Environmental groups are turning up the heat in Albany, urging lawmakers to shut down a regulatory loophole that lets major polluters keep running on expired air permits. Their push comes after a recent appellate ruling left Seneca Meadows, New York’s largest landfill, legally operating even though its air permit has lapsed. Activists argue the current setup allows facilities to run for years while the Department of Environmental Conservation reviews renewal applications, and they say new legislation is needed to force quicker decisions and stop what amounts to indefinite extensions.

Court Ruling Keeps Seneca Meadows Operating

In late March, an appellate panel upheld a lower court decision that threw out a 2016 Seneca Falls law meant to force the landfill’s closure, ruling that the town’s environmental review was flawed, according to Spectrum News. With that local law off the table, the future of Seneca Meadows now hinges on the state’s permitting process instead of town ordinance, a shift local residents say leaves them with fewer tools to fight extensions. The decision has intensified calls for Albany to fix what critics see as holes in the air permit system.

Activists Cite Backlog And Health Concerns

Groups such as Seneca Lake Guardian say the problem goes well beyond one landfill. Under the State Administrative Procedure Act, they note, air permits can be administratively extended, which can leave facilities operating under outdated conditions long after new science and stricter rules emerge. Seneca Lake Guardian has repeatedly warned about odors, leachate, and PFAS impacts tied to Seneca Meadows and has filed legal challenges pressing for tighter oversight.

The Office of the State Comptroller’s 2023 audit landed in the same ballpark, finding that extended permits and slow reviews were a recurring issue and recommending steps to reduce those backlogs and speed decisions. That critique is laid out in the report from the Office of the State Comptroller.

What Harckham’s Bill Would Change

State Sen. Pete Harckham is trying to rewrite the rules with S.6833-A, a bill aimed squarely at open-ended renewals. According to the bill text and sponsor memo on the NYS Senate website, the measure would require permits that currently have no expiration date to end after five years and would cap renewal terms at five years as well. Harckham’s memo directly cites the Comptroller’s audit as the driver for the reform and frames the proposal as a way to ensure air permits keep up with modern emissions controls and technology.

For now, the bill is parked in the Senate Environmental Conservation Committee, where lawmakers are weighing possible carve-outs and the practical details of how the changes would roll out.

Business Groups Warn Of Unintended Consequences

Not everyone is cheering the overhaul. The Business Council of New York State has come out strongly against the bill, arguing that its automatic suspension and denial provisions could force lawfully operating facilities to shut down simply because agencies fall behind on paperwork. The group also contends that the proposal could create risks for grid reliability.

The Business Council further points out that fee changes designed to beef up DEC’s permitting capacity do not kick in until 2027 and that staffing and funding gaps have not disappeared. For its part, DEC has defended its air review process in recent coverage, saying it follows state law and regularly works to improve the permitting program.

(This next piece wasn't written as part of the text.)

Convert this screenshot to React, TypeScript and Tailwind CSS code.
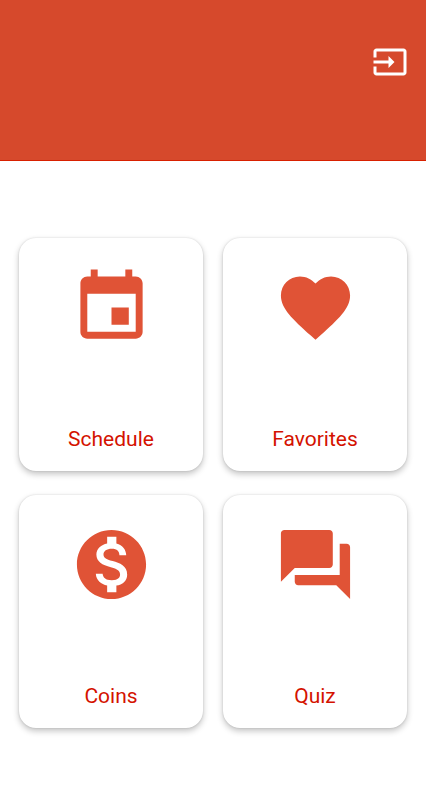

Permit Paper Trail And The Expansion Request

State permit records show that Seneca Meadows’ Title V air permit was last renewed in 2018 and that it includes technical requirements for landfill gas controls, flares, and leachate systems that DEC monitors. Those details are laid out in a permit review report available from the New York State Department of Environmental Conservation.

Local filings and Seneca Lake Guardian state that the landfill’s operator is seeking permission to expand and to keep running into 2040, a plan that has only sharpened opposition from nearby residents and businesses. Those dense technical records, along with waves of community complaints, now sit at the center of ongoing legal fights and the broader push for legislative reform.

What To Watch

The next major milestones will be DEC’s ruling on Seneca Meadows’ renewal and expansion application, any appeals that follow, and decisions in the Legislature on S.6833-A or potential narrower tweaks. If lawmakers move ahead, they will have to walk a tightrope between speeding up permit timelines and addressing legal and reliability concerns, the same tradeoffs the Comptroller highlighted in 2023.

For residents in the Finger Lakes, the outcome will shape whether New York’s air permitting system does a better job of protecting local air and water or continues to leave communities waiting on long, slow administrative reviews while facilities keep operating.